-- Start DATA SHOWN --
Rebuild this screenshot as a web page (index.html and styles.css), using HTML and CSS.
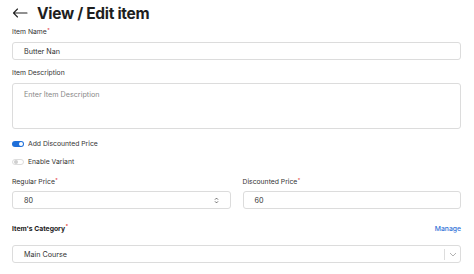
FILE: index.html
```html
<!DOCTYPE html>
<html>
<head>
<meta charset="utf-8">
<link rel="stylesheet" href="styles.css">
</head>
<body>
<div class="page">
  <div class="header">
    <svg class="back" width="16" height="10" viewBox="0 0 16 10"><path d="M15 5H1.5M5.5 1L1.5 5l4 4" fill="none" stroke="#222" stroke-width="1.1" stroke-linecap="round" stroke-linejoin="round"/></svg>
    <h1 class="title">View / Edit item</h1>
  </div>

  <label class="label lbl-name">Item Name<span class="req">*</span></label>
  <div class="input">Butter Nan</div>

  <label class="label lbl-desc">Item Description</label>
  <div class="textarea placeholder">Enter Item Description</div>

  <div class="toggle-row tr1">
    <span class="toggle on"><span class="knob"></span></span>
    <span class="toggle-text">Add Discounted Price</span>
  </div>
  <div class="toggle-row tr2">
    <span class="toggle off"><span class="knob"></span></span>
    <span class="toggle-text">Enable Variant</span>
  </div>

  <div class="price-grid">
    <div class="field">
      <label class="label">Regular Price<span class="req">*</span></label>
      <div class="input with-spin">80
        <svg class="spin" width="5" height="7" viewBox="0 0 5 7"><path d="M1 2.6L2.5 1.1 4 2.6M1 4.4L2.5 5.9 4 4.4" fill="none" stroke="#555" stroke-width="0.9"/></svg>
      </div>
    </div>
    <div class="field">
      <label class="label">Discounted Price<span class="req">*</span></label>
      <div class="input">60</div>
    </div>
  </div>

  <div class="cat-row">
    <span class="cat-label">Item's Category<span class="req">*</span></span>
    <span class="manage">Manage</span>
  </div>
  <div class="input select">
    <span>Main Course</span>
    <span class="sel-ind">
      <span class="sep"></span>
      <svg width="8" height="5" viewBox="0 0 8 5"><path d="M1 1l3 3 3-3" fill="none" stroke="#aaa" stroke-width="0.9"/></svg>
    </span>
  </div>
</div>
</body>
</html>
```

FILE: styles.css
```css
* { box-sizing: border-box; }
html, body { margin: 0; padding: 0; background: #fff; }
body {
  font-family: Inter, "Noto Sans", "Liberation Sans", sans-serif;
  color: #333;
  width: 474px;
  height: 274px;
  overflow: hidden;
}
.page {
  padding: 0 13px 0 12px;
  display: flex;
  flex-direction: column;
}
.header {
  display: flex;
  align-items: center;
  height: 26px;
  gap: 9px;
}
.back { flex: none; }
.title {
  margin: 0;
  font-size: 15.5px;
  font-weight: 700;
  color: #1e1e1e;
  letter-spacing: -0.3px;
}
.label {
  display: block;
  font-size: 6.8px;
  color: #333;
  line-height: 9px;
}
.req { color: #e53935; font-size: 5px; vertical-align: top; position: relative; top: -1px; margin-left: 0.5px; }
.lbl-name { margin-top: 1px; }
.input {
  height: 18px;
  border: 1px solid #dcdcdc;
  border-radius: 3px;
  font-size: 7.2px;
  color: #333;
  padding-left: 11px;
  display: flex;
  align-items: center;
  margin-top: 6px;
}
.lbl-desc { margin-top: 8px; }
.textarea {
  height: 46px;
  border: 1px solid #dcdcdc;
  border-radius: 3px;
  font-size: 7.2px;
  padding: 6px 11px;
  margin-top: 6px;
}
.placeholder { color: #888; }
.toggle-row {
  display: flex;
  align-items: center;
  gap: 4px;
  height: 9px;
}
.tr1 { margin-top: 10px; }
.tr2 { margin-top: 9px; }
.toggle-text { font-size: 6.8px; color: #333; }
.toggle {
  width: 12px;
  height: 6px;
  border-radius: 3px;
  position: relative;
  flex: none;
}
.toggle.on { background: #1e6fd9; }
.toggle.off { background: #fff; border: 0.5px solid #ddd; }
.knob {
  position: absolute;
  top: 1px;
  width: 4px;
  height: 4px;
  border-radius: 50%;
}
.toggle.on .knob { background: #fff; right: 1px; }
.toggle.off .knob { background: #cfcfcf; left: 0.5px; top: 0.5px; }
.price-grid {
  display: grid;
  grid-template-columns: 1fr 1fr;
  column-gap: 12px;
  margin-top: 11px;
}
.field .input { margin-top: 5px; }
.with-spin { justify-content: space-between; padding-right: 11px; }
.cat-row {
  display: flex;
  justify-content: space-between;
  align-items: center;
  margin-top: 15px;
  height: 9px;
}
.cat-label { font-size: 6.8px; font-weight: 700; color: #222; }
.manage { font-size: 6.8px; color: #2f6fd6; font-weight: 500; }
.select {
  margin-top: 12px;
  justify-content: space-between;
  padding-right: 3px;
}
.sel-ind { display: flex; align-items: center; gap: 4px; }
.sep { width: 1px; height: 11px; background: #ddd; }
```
-- End DATA SHOWN --
AIM: From the material above, reproduce everything verbatim except the pictures.

RESULT OF THE EXERCISE:
Rebuild this screenshot as a web page (index.html and styles.css), using HTML and CSS.
FILE: index.html
```html
<!DOCTYPE html>
<html>
<head>
<meta charset="utf-8">
<link rel="stylesheet" href="styles.css">
</head>
<body>
<div class="page">
  <div class="header">
    <svg class="back" width="16" height="10" viewBox="0 0 16 10"><path d="M15 5H1.5M5.5 1L1.5 5l4 4" fill="none" stroke="#222" stroke-width="1.1" stroke-linecap="round" stroke-linejoin="round"/></svg>
    <h1 class="title">View / Edit item</h1>
  </div>

  <label class="label lbl-name">Item Name<span class="req">*</span></label>
  <div class="input">Butter Nan</div>

  <label class="label lbl-desc">Item Description</label>
  <div class="textarea placeholder">Enter Item Description</div>

  <div class="toggle-row tr1">
    <span class="toggle on"><span class="knob"></span></span>
    <span class="toggle-text">Add Discounted Price</span>
  </div>
  <div class="toggle-row tr2">
    <span class="toggle off"><span class="knob"></span></span>
    <span class="toggle-text">Enable Variant</span>
  </div>

  <div class="price-grid">
    <div class="field">
      <label class="label">Regular Price<span class="req">*</span></label>
      <div class="input with-spin">80
        <svg class="spin" width="5" height="7" viewBox="0 0 5 7"><path d="M1 2.6L2.5 1.1 4 2.6M1 4.4L2.5 5.9 4 4.4" fill="none" stroke="#555" stroke-width="0.9"/></svg>
      </div>
    </div>
    <div class="field">
      <label class="label">Discounted Price<span class="req">*</span></label>
      <div class="input">60</div>
    </div>
  </div>

  <div class="cat-row">
    <span class="cat-label">Item's Category<span class="req">*</span></span>
    <span class="manage">Manage</span>
  </div>
  <div class="input select">
    <span>Main Course</span>
    <span class="sel-ind">
      <span class="sep"></span>
      <svg width="8" height="5" viewBox="0 0 8 5"><path d="M1 1l3 3 3-3" fill="none" stroke="#aaa" stroke-width="0.9"/></svg>
    </span>
  </div>
</div>
</body>
</html>
```

FILE: styles.css
```css
* { box-sizing: border-box; }
html, body { margin: 0; padding: 0; background: #fff; }
body {
  font-family: Inter, "Noto Sans", "Liberation Sans", sans-serif;
  color: #333;
  width: 474px;
  height: 274px;
  overflow: hidden;
}
.page {
  padding: 0 13px 0 12px;
  display: flex;
  flex-direction: column;
}
.header {
  display: flex;
  align-items: center;
  height: 26px;
  gap: 9px;
}
.back { flex: none; }
.title {
  margin: 0;
  font-size: 15.5px;
  font-weight: 700;
  color: #1e1e1e;
  letter-spacing: -0.3px;
}
.label {
  display: block;
  font-size: 6.8px;
  color: #333;
  line-height: 9px;
}
.req { color: #e53935; font-size: 5px; vertical-align: top; position: relative; top: -1px; margin-left: 0.5px; }
.lbl-name { margin-top: 1px; }
.input {
  height: 18px;
  border: 1px solid #dcdcdc;
  border-radius: 3px;
  font-size: 7.2px;
  color: #333;
  padding-left: 11px;
  display: flex;
  align-items: center;
  margin-top: 6px;
}
.lbl-desc { margin-top: 8px; }
.textarea {
  height: 46px;
  border: 1px solid #dcdcdc;
  border-radius: 3px;
  font-size: 7.2px;
  padding: 6px 11px;
  margin-top: 6px;
}
.placeholder { color: #888; }
.toggle-row {
  display: flex;
  align-items: center;
  gap: 4px;
  height: 9px;
}
.tr1 { margin-top: 10px; }
.tr2 { margin-top: 9px; }
.toggle-text { font-size: 6.8px; color: #333; }
.toggle {
  width: 12px;
  height: 6px;
  border-radius: 3px;
  position: relative;
  flex: none;
}
.toggle.on { background: #1e6fd9; }
.toggle.off { background: #fff; border: 0.5px solid #ddd; }
.knob {
  position: absolute;
  top: 1px;
  width: 4px;
  height: 4px;
  border-radius: 50%;
}
.toggle.on .knob { background: #fff; right: 1px; }
.toggle.off .knob { background: #cfcfcf; left: 0.5px; top: 0.5px; }
.price-grid {
  display: grid;
  grid-template-columns: 1fr 1fr;
  column-gap: 12px;
  margin-top: 11px;
}
.field .input { margin-top: 5px; }
.with-spin { justify-content: space-between; padding-right: 11px; }
.cat-row {
  display: flex;
  justify-content: space-between;
  align-items: center;
  margin-top: 15px;
  height: 9px;
}
.cat-label { font-size: 6.8px; font-weight: 700; color: #222; }
.manage { font-size: 6.8px; color: #2f6fd6; font-weight: 500; }
.select {
  margin-top: 12px;
  justify-content: space-between;
  padding-right: 3px;
}
.sel-ind { display: flex; align-items: center; gap: 4px; }
.sep { width: 1px; height: 11px; background: #ddd; }
```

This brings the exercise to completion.